Director: David Lowery Starring: Dev Patel, Alicia Vikander, Sean Harris, Sarita Choudhury, Joel Edgerton, Barry Keoghan Running Time: 130 minutes
‘The noble knight’ may be one of the original and best exercises in brand management, a close association forged between valour and jobs for the boys that may not really have reflected reality. Knights may have had a code alright, so do pirates. But even, or especially, when we’re telling myths and legends, we can’t help but tell on ourselves.
The original poem of Sir Gawain and the Green Knight is a tale of a servant of the realm who gets puffed up by his own importance, acts rashly and violently and is deceitful in his efforts to be honorable. When his dishonesty is revealed, Gawain is declared the most blameless knight in all the land and all the other knights wear a symbol of his adventure as a reminder to always be honest. Sounds a bit like Gawain was “one bad apple” that inspired some spurious reforms to me, and what’s interesting about David Lowery’s take on the legend is the ways in which it builds the gap between the stories that we tell and the cold, harsh reality, and how Dev Patel’s Gawain is used to explore the ways that actually, All Knights Are Bastards.

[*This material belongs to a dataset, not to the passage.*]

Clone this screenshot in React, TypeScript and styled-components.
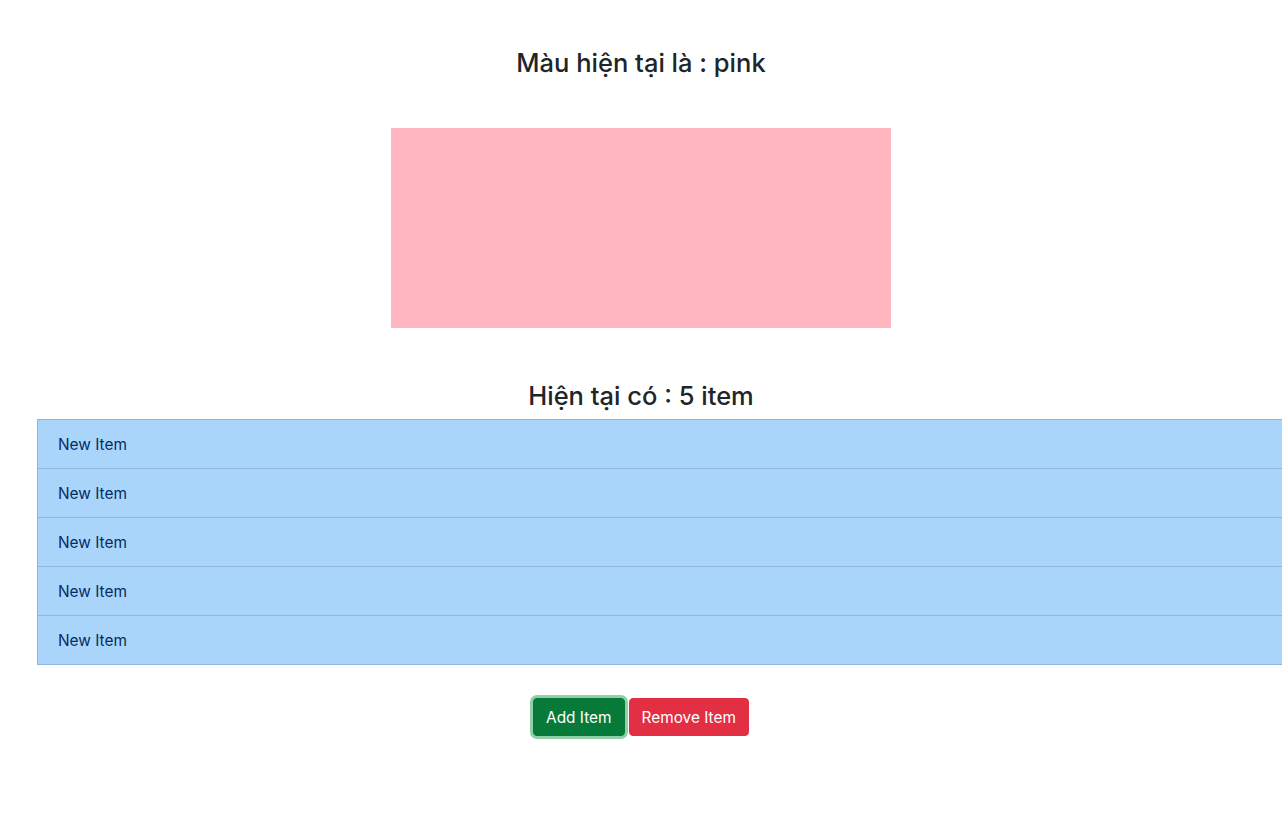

Gawain is a layabout knight, found snoozing in a brothel on Christmas morning. Stringing along lover Essel (Alicia Vikander) and spoofing to mother Morgan (Sarita Choudhury) about being at church, already we see the young man having notions of who he ought to be and in inability to face up to who he is. An opportunity for Gawain to find his honour and distinguish himself emerges when King Arthur’s court is interrupted by the Green Knight, an ethereal, organic, enormous tree man summoned by the magic of the lad’s own mother. With the blustering booming voice of Ralph Ineson, the Green Knight offers the court a Christmas game: any knight able to land a blow on him will win his big green axe but must travel to his Green Chapel the following Christmas and receive an equal blow in return. Essentially wanting to look cool in front of King Arthur (a frail Sean Harris), Gawain steps up and chops off his opponents head. Which promptly starts laughing. See you next year kiddo.
Does Gawain take up his quest the following year out of honour, or less noble motives, obligation, fear of losing face, entitlement? How he conducts himself in the episodic adventures that follow is revealing. Patel looks the part of a hero, strong, imposing and beautiful, but he also has a lot going on under that facade. When things are going wrong, there’s desperation, dismissiveness, doubt. It’s a exciting and unusual performance because a standard heroes journey plays out, a mix of classic myth and modern blockbuster spectacle, all built around a lead character leading the way out of nothing much more than the belief that this is his story to star in.
The pacing and presentation by Lowery is evocative and effective, an eery air that feels like there’s always something ominous lurking over proceedings, which slowly reveals itself to be our Knight’s inadequacies. From the battlefield flim-flam act of Barry Keoghan, to the tense house of Lord Joel Edgerton and Lady Vikander, what seems like a random mash of stories pulls together into a throughline of deception and denial, a Knight Behaving Badly, or at least Behaving Nobly But For Bad Reasons. From crediting ‘Anonymous’ in on-screen titles, through to a bit of Breaking Dawn esque speculation, The Green Knight plays up its artifice early and often. It evokes the feeling of protesting too much, to quote further down the line of English lit. If our noble knights are so keen to insist on their own bravery, to the point of fantasy, what is really going on that they are hoping to obscure? Spookily, slowly and surely, Gawain’s self-mythologising unravels him, leaving the real man laid bare on the chopping block. As much Bad Lieutenant as it is Legend, this entertaining fantasy reveals some very real truths.